Nov 30--The black and gold resists looked good--but they did not hold up as resists at all! They worked well on two previous pieces, but when I applied dye on this one, it went right through the line!! The gold bird now has splotches of red and green, and the dark blue of the "Hundred Family Coat" bled right through into the fields and pathway the boy is standing on! The only thing I can figure is that it was cooler the day I put it on, and that meant the resist didn't go through the cloth but sat on top. I am using a heavy silk....can't remember the name right off...19 mm wieght...but it is the same weight cloth I used for the previous pieces.
Monday, November 23, 2009
Silk painting update
Images for Chinese folk tales series
Here is the line drawing for Peacock Princess, a famous story of the Dai people in Yunnan Province in Southern China. I saw this story, which came originally from India, celebrated through dance and illustrated in stone at Xishuanbanna forest preserve just outside of Jinghong. In this scene, her husband the prince has been falsely reported killed, and the kings advisor has accused her of being a witch, saying she must die. The princess says with her husband dead, she does not want to live anyway, and asks to perform one last dance with her peacock cloak.

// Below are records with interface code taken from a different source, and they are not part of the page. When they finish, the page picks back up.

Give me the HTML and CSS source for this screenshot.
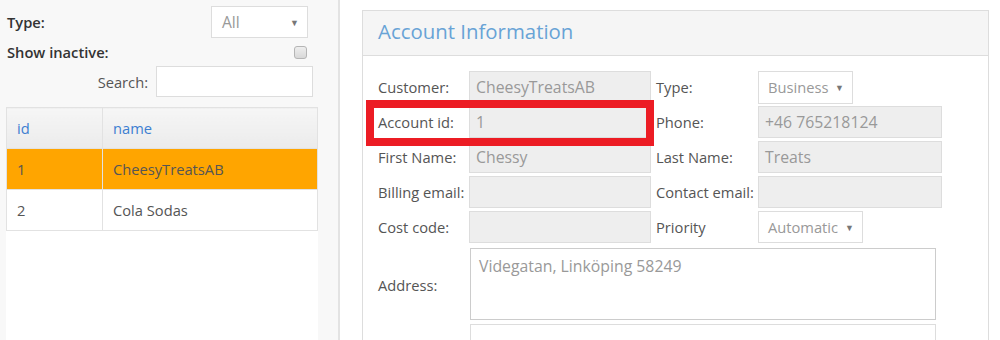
FILE: index.html
```html
<!DOCTYPE html>
<html>
	<head>
		<meta charset="UTF-8">
		<title>Accounts</title>
		<link rel="stylesheet" href="styles.css">
	</head>
	<body>
		<div class="page">
			<div class="sidebar">
				<div class="filter filter_type">
					<label class="strong">Type:</label>
					<div class="dropdown dd_all">
						<span>All</span><span class="caret">&#9660;</span>
					</div>
				</div>
				<div class="filter filter_inactive">
					<label class="strong">Show inactive:</label>
					<span class="checkbox"></span>
				</div>
				<div class="filter filter_search">
					<label class="search_label">Search:</label>
					<input type="text" class="search_input">
				</div>
				<div class="list">
					<table class="grid">
						<thead>
							<tr><th class="col_id">id</th><th>name</th></tr>
						</thead>
						<tbody>
							<tr class="selected"><td>1</td><td>CheesyTreatsAB</td></tr>
							<tr><td>2</td><td>Cola Sodas</td></tr>
						</tbody>
					</table>
				</div>
			</div>
			<div class="main">
				<div class="panel">
					<div class="panel_head">Account Information</div>
					<div class="panel_body">
						<div class="form">
							<label>Customer:</label>
							<div class="field">CheesyTreatsAB</div>
							<label class="label2">Type:</label>
							<div class="dropdown dd_business"><span>Business</span><span class="caret">&#9660;</span></div>

							<label>Account id:</label>
							<div class="field">1</div>
							<label class="label2">Phone:</label>
							<div class="field">+46 765218124</div>

							<label>First Name:</label>
							<div class="field">Chessy</div>
							<label class="label2">Last Name:</label>
							<div class="field">Treats</div>

							<label>Billing email:</label>
							<div class="field"></div>
							<label class="label2">Contact email:</label>
							<div class="field"></div>

							<label>Cost code:</label>
							<div class="field"></div>
							<label class="label2">Priority</label>
							<div class="dropdown dd_priority"><span>Automatic</span><span class="caret">&#9660;</span></div>

							<label class="addr_label">Address:</label>
							<div class="area">Videgatan, Linköping 58249</div>

							<span></span>
							<div class="area area_next"></div>
						</div>
						<!-- marks the field being discussed -->
						<div class="highlight"></div>
					</div>
				</div>
			</div>
		</div>
	</body>
</html>
```

FILE: styles.css
```css
* {
	margin: 0;
	padding: 0;
	box-sizing: border-box;
}
html, body {
	height: 100%;
	overflow: hidden;
}
body {
	font-family: "Open Sans", "Liberation Sans", sans-serif;
	font-size: 14.7px;
	color: #555;
	background: #fff;
}
.page {
	display: flex;
	height: 100%;
}
.sidebar {
	width: 340px;
	flex-shrink: 0;
	background: #f8f8f8;
	border-right: 2px solid #e3e3e3;
	padding: 6px 21px 0 6px;
}
.filter {
	display: flex;
	align-items: center;
}
.filter_type {
	height: 32px;
}
.filter_type label {
	padding-left: 1px;
}
.strong {
	font-weight: 600;
	color: #333;
}
.dropdown {
	display: flex;
	align-items: center;
	justify-content: space-between;
	background: #fff;
	border: 1px solid #ddd;
	color: #999;
	font-size: 14.7px;
	padding: 0 8px 0 9px;
}
.caret {
	font-size: 9px;
	color: #777;
}
.dd_all {
	margin-left: auto;
	margin-right: 9px;
	width: 97px;
	height: 32px;
	font-size: 15.6px;
	padding-left: 10px;
}
.filter_inactive {
	height: 28px;
}
.filter_inactive label {
	padding-left: 1px;
}
.checkbox {
	margin-left: auto;
	margin-right: 10px;
	width: 13px;
	height: 13px;
	border: 1px solid #b5b5b5;
	border-radius: 3px;
	background: linear-gradient(#eee, #d8d8d8);
}
.filter_search {
	height: 31px;
}
.search_label {
	width: 142px;
	text-align: right;
	color: #555;
}
.search_input {
	margin-left: 8px;
	width: 157px;
	height: 31px;
	border: 1px solid #ddd;
	background: #fff;
	outline: none;
}
.list {
	margin-top: 10px;
	width: 312px;
	height: 260px;
	background: #fff;
}
.grid {
	width: 312px;
	border-collapse: collapse;
}
.grid th, .grid td {
	border: 1px solid #e2e2e2;
	height: 41px;
	text-align: left;
	padding: 0 10px;
	font-weight: normal;
}
.grid th {
	color: #3d7fd1;
	background: linear-gradient(#f6f6f6, #ebebeb);
}
.col_id {
	width: 96px;
}
.grid .selected td {
	background: #ffa500;
}
.main {
	flex: 1;
	padding: 10px 0 0 22px;
}
.panel {
	width: 627px;
	height: 400px;
	border: 1px solid #ddd;
	border-bottom: none;
}
.panel_head {
	height: 45px;
	background: #f5f5f5;
	border-bottom: 1px solid #ddd;
	padding: 6px 0 0 15px;
	font-size: 20.4px;
	color: #68a3d6;
}
.panel_body {
	position: relative;
	padding: 15px 0 0 15px;
}
.form {
	display: grid;
	grid-template-columns: 91px 182px 107px 184px;
	grid-template-rows: repeat(5, 32px) 72px 72px;
	row-gap: 3px;
	align-items: center;
}
.form label {
	white-space: nowrap;
}
.label2 {
	padding-left: 5px;
}
.field {
	height: 32px;
	background: #eee;
	border: 1px solid #ddd;
	color: #999;
	font-size: 15.8px;
	line-height: 30px;
	padding-left: 6px;
}
.dd_business {
	width: 95px;
	height: 33px;
}
.dd_priority {
	width: 105px;
	height: 32px;
}
.addr_label {
	height: 72px;
	line-height: 76px;
	margin-top: 2px;
}
.area {
	grid-column: 2 / 5;
	width: 466px;
	height: 72px;
	margin: 3px 0 0 1px;
	border: 1px solid #ccc;
	background: #fff;
	color: #999;
	font-size: 15.8px;
	padding: 6px 8px;
}
.area_next {
	margin-top: 6px;
	border-color: #ddd;
}
.highlight {
	position: absolute;
	left: 3px;
	top: 44px;
	width: 288px;
	height: 46px;
	border: 8px solid #ec1c24;
}
```
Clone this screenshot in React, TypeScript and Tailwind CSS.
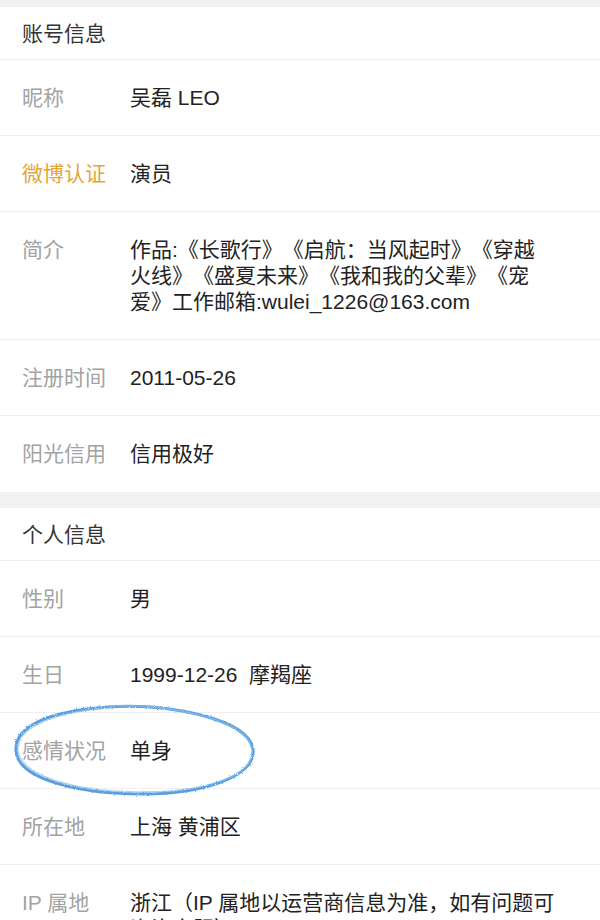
const account = [
  { label: "昵称", value: "吴磊 LEO" },
  { label: "微博认证", value: "演员", gold: true },
  {
    label: "简介",
    value: "作品:《长歌行》《启航：当风起时》《穿越\n火线》《盛夏未来》《我和我的父辈》《宠\n爱》工作邮箱:wulei_1226@163.com",
  },
  { label: "注册时间", value: "2011-05-26" },
  { label: "阳光信用", value: "信用极好", last: true },
];

const personal = [
  { label: "性别", value: "男" },
  { label: "生日", value: "1999-12-26  摩羯座" },
  { label: "感情状况", value: "单身", circled: true },
  { label: "所在地", value: "上海 黄浦区" },
  { label: "IP 属地", value: "浙江（IP 属地以运营商信息为准，如有问题可咨询客服）", last: true },
];

type Item = { label: string; value: string; gold?: boolean; circled?: boolean; last?: boolean };

function Circle() {
  return (
    <svg
      className="absolute left-[10px] top-[-12px] pointer-events-none"
      width="252"
      height="100"
      viewBox="0 0 252 100"
    >
      <defs>
        <filter id="rough">
          <feTurbulence type="fractalNoise" baseFrequency="0.9" numOctaves="2" result="n" />
          <feDisplacementMap in="SourceGraphic" in2="n" scale="2.5" />
        </filter>
      </defs>
      <g filter="url(#rough)" fill="none" strokeLinecap="round">
        <path
          d="M96 6 C 160 2, 238 18, 243 48 C 247 76, 190 94, 128 93 C 60 92, 8 76, 6 50 C 4 22, 48 9, 100 6"
          stroke="#5a9ee0"
          strokeWidth="3"
        />
        <path
          d="M100 5 C 166 3, 240 20, 242 49 C 244 78, 186 92, 126 91 C 62 90, 10 74, 8 49 C 6 24, 52 10, 104 6"
          stroke="#8cc0ef"
          strokeWidth="1.5"
          opacity="0.7"
        />
      </g>
    </svg>
  );
}

function Row({ item }: { item: Item }) {
  return (
    <div
      className={`relative flex pl-[22px] pr-[34px] pt-[25px] ${item.last ? "pb-[25px]" : "pb-[24px] border-b border-[#efefef]"}`}
    >
      {item.circled && <Circle />}
      <div className={`w-[108px] shrink-0 ${item.gold ? "text-[#e3a637]" : "text-[#a3a3a3]"}`}>{item.label}</div>
      <div className="flex-1 text-[#222222] whitespace-pre-wrap">{item.value}</div>
    </div>
  );
}

function Section({ title, items }: { title: string; items: Item[] }) {
  return (
    <div className="bg-white">
      <div className="pl-[22px] pt-[14px] pb-[12px] border-b border-[#efefef] text-[#333333]">{title}</div>
      {items.map((item) => (
        <Row key={item.label} item={item} />
      ))}
    </div>
  );
}

export default function App() {
  return (
    <div
      className="w-[600px] min-h-screen bg-[#f2f2f2] pt-[7px] text-[21px] leading-[26px] [text-spacing-trim:space-all]"
      style={{ fontFamily: '"Liberation Sans", "Noto Sans CJK SC", sans-serif' }}
    >
      <Section title="账号信息" items={account} />
      <div className="h-[16px]" />
      <Section title="个人信息" items={personal} />
    </div>
  );
}
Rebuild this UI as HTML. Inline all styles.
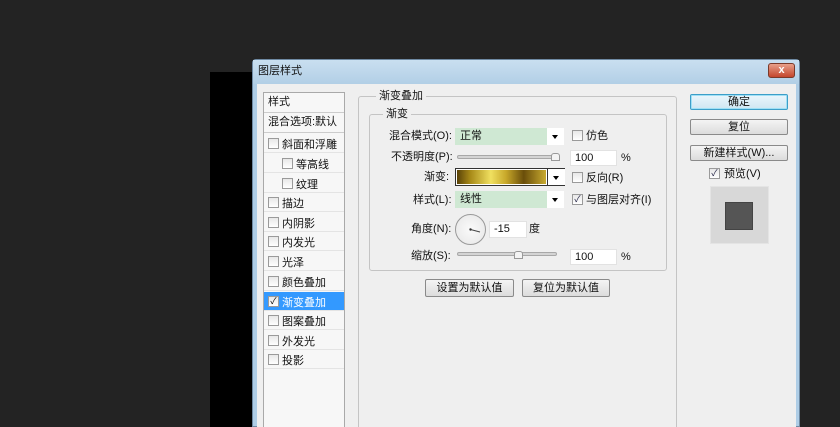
<!DOCTYPE html>
<html><head><meta charset="utf-8"><style>
*{margin:0;padding:0;box-sizing:border-box}
html,body{width:840px;height:427px;overflow:hidden}
body{background:#232323;position:relative;font-family:"Liberation Sans","Noto Sans CJK SC",sans-serif;font-size:11px;color:#111}
.a{position:absolute}
.t{position:absolute;white-space:nowrap;line-height:14px}
.cb{position:absolute;width:11px;height:11px;border:1px solid #9a9a9a;background:linear-gradient(#e8e8e8,#fff)}
.btn{position:absolute;border:1px solid #8a8a8a;border-radius:2px;background:linear-gradient(#f4f4f4,#dcdcdc);text-align:center;line-height:14px;font-size:11px}
.inp{position:absolute;background:#fff;border:1px solid #e2e2e2;font-size:11px;padding-left:4px;line-height:14px}
.sel{position:absolute;background:#cfe8d3;height:17px;font-size:11px;padding-left:5px;line-height:17px}
.arr{position:absolute;width:17px;height:17px;background:#fff}
.arr:after{content:"";position:absolute;left:5px;top:7px;border:3px solid transparent;border-top:4px solid #000}
.li{position:absolute;left:264px;width:80px;height:19px;border-bottom:1px solid #e4e4e4}
.li .cb{left:4px;top:4px}
.li span{position:absolute;left:18px;top:2px}
.sl{position:absolute;height:4px;border:1px solid #a8a8a8;border-radius:2px;background:#d4d4d4}
</style></head><body>
<div class="a" style="left:210px;top:72px;width:45px;height:355px;background:#000"></div>
<div class="a" style="left:252px;top:59px;width:548px;height:368px;background:#aecde6;border:1px solid #6f8aa3;border-radius:4px 4px 0 0"></div>
<div class="a" style="left:253px;top:60px;width:546px;height:24px;background:linear-gradient(#c9dff0,#b2cfe6)"></div>
<div class="t" style="left:258px;top:64px;font-size:11px">图层样式</div>
<div class="a" style="left:768px;top:63px;width:27px;height:15px;border:1px solid #7a3a2a;border-radius:3px;background:linear-gradient(#e8a08a,#c4452c);color:#fff;font-size:11px;text-align:center;line-height:13px;font-weight:bold">x</div>
<div class="a" style="left:257px;top:84px;width:539px;height:343px;background:#efefef"></div>
<div class="a" style="left:263px;top:92px;width:82px;height:340px;background:#f7f7f7;border:1px solid #a9a9a9"></div>
<div class="t" style="left:268px;top:95px">样式</div>
<div class="a" style="left:264px;top:112px;width:80px;height:1px;background:#ccc"></div>
<div class="t" style="left:268px;top:115px">混合选项:默认</div>
<div class="a" style="left:264px;top:132px;width:80px;height:1px;background:#ccc"></div>
<div class="li" style="top:134px"><div class="cb"></div><span>斜面和浮雕</span></div>
<div class="li" style="top:154px"><div class="cb" style="left:18px"></div><span style="left:32px">等高线</span></div>
<div class="li" style="top:174px"><div class="cb" style="left:18px"></div><span style="left:32px">纹理</span></div>
<div class="li" style="top:193px"><div class="cb"></div><span>描边</span></div>
<div class="li" style="top:213px"><div class="cb"></div><span>内阴影</span></div>
<div class="li" style="top:232px"><div class="cb"></div><span>内发光</span></div>
<div class="li" style="top:252px"><div class="cb"></div><span>光泽</span></div>
<div class="li" style="top:272px"><div class="cb"></div><span>颜色叠加</span></div>
<div class="li" style="top:292px;background:#3399ff;color:#fff"><div class="cb" style="font-size:9px;color:#000;line-height:9px;text-align:center">✓</div><span>渐变叠加</span></div>
<div class="li" style="top:311px"><div class="cb"></div><span>图案叠加</span></div>
<div class="li" style="top:331px"><div class="cb"></div><span>外发光</span></div>
<div class="li" style="top:350px"><div class="cb"></div><span>投影</span></div>
<div class="a" style="left:358px;top:96px;width:319px;height:340px;border:1px solid #c4c4c4;border-radius:3px"></div>
<div class="t" style="left:376px;top:89px;background:#efefef;padding:0 3px">渐变叠加</div>
<div class="a" style="left:369px;top:114px;width:298px;height:157px;border:1px solid #c4c4c4;border-radius:3px"></div>
<div class="t" style="left:383px;top:107px;background:#efefef;padding:0 3px">渐变</div>
<div class="t" style="left:389px;top:129px">混合模式(O):</div>
<div class="sel" style="left:455px;top:128px;width:92px">正常</div><div class="arr" style="left:547px;top:128px"></div>
<div class="cb" style="left:572px;top:130px"></div><div class="t" style="left:586px;top:129px">仿色</div>
<div class="t" style="left:391px;top:150px">不透明度(P):</div>
<div class="sl" style="left:457px;top:155px;width:100px"></div>
<div class="a" style="left:551px;top:153px;width:9px;height:8px;background:#f4f4f4;border:1px solid #999;border-radius:3px 3px 0 0"></div>
<div class="inp" style="left:570px;top:150px;width:47px;height:16px">100</div><div class="t" style="left:621px;top:151px">%</div>
<div class="t" style="left:424px;top:170px">渐变:</div>
<div class="a" style="left:455px;top:168px;width:110px;height:18px;border:1px solid #333;background:#fff"></div>
<div class="a" style="left:457px;top:170px;width:89px;height:14px;background:linear-gradient(90deg,#5a4208,#a88a18 15%,#f0e060 38%,#c8a82a 55%,#6a4e0a 75%,#c8aa30 100%)"></div>
<div class="a" style="left:547px;top:169px;width:1px;height:16px;background:#333"></div>
<div class="arr" style="left:548px;top:169px;height:16px"></div>
<div class="cb" style="left:572px;top:172px"></div><div class="t" style="left:586px;top:171px">反向(R)</div>
<div class="t" style="left:413px;top:193px">样式(L):</div>
<div class="sel" style="left:455px;top:191px;width:92px">线性</div><div class="arr" style="left:547px;top:191px"></div>
<div class="cb" style="left:572px;top:194px;font-size:9px;color:#224;line-height:9px;text-align:center">✓</div><div class="t" style="left:586px;top:193px">与图层对齐(I)</div>
<div class="t" style="left:411px;top:222px">角度(N):</div>
<div class="a" style="left:455px;top:214px;width:31px;height:31px;border-radius:50%;border:1px solid #999;background:radial-gradient(#fafafa,#e6e6e6)"></div>
<svg class="a" style="left:455px;top:214px" width="31" height="31"><line x1="15.5" y1="15.5" x2="25" y2="18" stroke="#444" stroke-width="1"/><circle cx="15.5" cy="15.5" r="1.2" fill="#333"/></svg>
<div class="inp" style="left:489px;top:221px;width:38px;height:17px">-15</div><div class="t" style="left:529px;top:222px">度</div>
<div class="t" style="left:411px;top:249px">缩放(S):</div>
<div class="sl" style="left:457px;top:252px;width:100px"></div>
<div class="a" style="left:514px;top:251px;width:9px;height:8px;background:#f4f4f4;border:1px solid #999;border-radius:3px 3px 0 0"></div>
<div class="inp" style="left:570px;top:249px;width:47px;height:16px">100</div><div class="t" style="left:621px;top:250px">%</div>
<div class="btn" style="left:425px;top:279px;width:89px;height:18px;line-height:16px">设置为默认值</div>
<div class="btn" style="left:522px;top:279px;width:88px;height:18px;line-height:16px">复位为默认值</div>
<div class="btn" style="left:690px;top:94px;width:98px;height:16px;border-color:#3c9ec8;box-shadow:inset 0 0 0 1px #9fe0f6;background:linear-gradient(#eaf6fc,#cfe6f2)">确定</div>
<div class="btn" style="left:690px;top:119px;width:98px;height:16px">复位</div>
<div class="btn" style="left:690px;top:145px;width:98px;height:16px">新建样式(W)...</div>
<div class="cb" style="left:709px;top:168px;font-size:9px;color:#224;line-height:9px;text-align:center">✓</div>
<div class="t" style="left:724px;top:167px">预览(V)</div>
<div class="a" style="left:710px;top:186px;width:59px;height:58px;background:#d8d8d8;border:1px solid #e4e4e4"></div>
<div class="a" style="left:725px;top:202px;width:28px;height:28px;background:#555;border:1px solid #444"></div>
</body></html>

With her cloak on, she can fly, and flies away home to her father the sun.
silk painting update
This image is one I have been trying to express in several different media: watercolor, monoprint, colored pencil, and now silk serti painting. You can see how the resist did not hold up on the trees in the front left. I tried to fix this by painting a resist onto the silk and painting with dye on top of the resist. Not very successful, I think.